Sectoral registries (telecom, financial, marketing) must interoperate through a lightweight adapter layer and a common API surface so the same consent event can be understood across domains.

 

Policy reforms and regulatory guardrails needed

  1. Mandate open, event-driven APIs for consent registries and processors; prohibit proprietary, closed vendor lock-in.
  2. Certification & accreditation for consent service providers (security, interoperability, accessibility).
  3. Liability clarity: specify who is responsible when consent propagation fails — data controller, processor, or registry — and define remediation obligations.
  4. Standard contractual clauses & mutual recognition for cross-border attestations where needed (with strict high-sensitivity rules).
  5. Inclusion requirements: require low-tech capture channels and assisted onboarding coverage as part of any mandated consent framework.
  6. Sandbox-first rollouts: require pilots with measurable KPIs before full enforcement.
  7. Transparency reporting: mandate dashboards reporting revocation latency, dispute resolution, and coverage of assisted onboarding.

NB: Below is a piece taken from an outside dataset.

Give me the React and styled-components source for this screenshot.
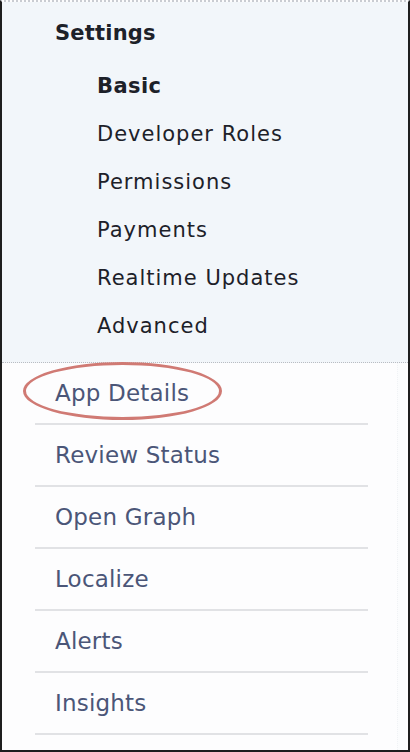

Operational pilots: measurable, short-cycle experiments

  • Education DBT pilot (90 days): issue conditional tokens or consent-tagged disbursements redeemable only at registered vendors, measure leakage reduction, time-to-reconciliation, and beneficiary satisfaction.
  • Telecom opt-out fabric: rollout a telecom consent registry adapter with payment, banking and marketplace partners and measure revocation propagation latency (target < 5 minutes).
  • MSME data-sharing pilot: use verifiable credentials to enable consented sharing of receivables and procurement data for invoice financing; measure time-to-funding and default performance.

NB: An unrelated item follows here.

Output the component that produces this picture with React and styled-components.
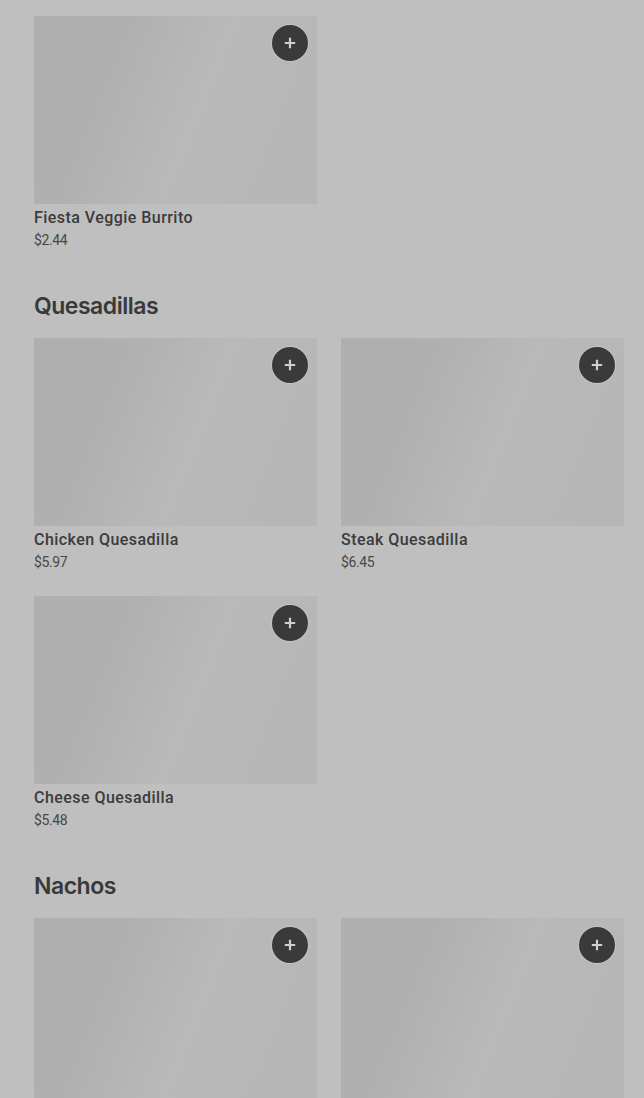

Each pilot must define KPIs up front: integration time, revocation latency, error rate, inclusion coverage (USSD/assisted %), and user satisfaction.

 

Governance: neutral, accountable and muscled

A neutral governance body (multi-stakeholder: RBI, TRAI, MeitY/DPDP authority, consumer representatives, industry) should steward standards, accredit providers, run sandboxes and publish transparency reports. Governance must enforce open APIs and resolve disputes quickly; it must not become a gatekeeper for commercial innovation.

 

Global relevance and export potential

Europe’s GDPR taught us that law without usable technical primitives struggles to deliver outcomes. India can do better by co-designing policy and technology. Our advantage: identity primitives, UPI experience, developer talent accustomed to constraints, and a massive user base that forces inclusion-first design. Success here will produce a practical blueprint for emerging markets in Africa, Southeast Asia and Latin America — regions that need low-cost, auditable consent models more than complex legal frameworks.

 

Risks — and how to mitigate them

  • Fragmentation: enforce a minimal common schema and mandate adapters.
  • Exclusion: require low-tech channels and assisted onboarding; measure inclusion KPIs.
  • Commercial capture: insist on open standards and neutral registry governance.
  • Security vs usability: adopt risk-based flows (strong proofs for high-risk actions; lightweight flows for low-risk), and require tamper-evident audit trails.

 

Wrap up: build consent that works for people and for markets

Consent is infrastructure — it should be boring when it works and catastrophic when it doesn’t. RBI, TRAI and BRDCMS convergence gives India a chance to build consent that is technical, operational and humane. That means small schemas, evented systems, verifiable logs, low-tech access, clear liability and developer-first toolkits. Start with pilots, publish results, iterate fast, and make inclusion a measured objective — not a slogan.

If we do this right, we will not only protect privacy: we will unlock trust-native services that reduce fraud, expand financing, and make digital public goods usable for everyone. That is how consent becomes an engine of inclusive growth — and how India can set a global standard.

Build for people. Build for scale. Make consent work.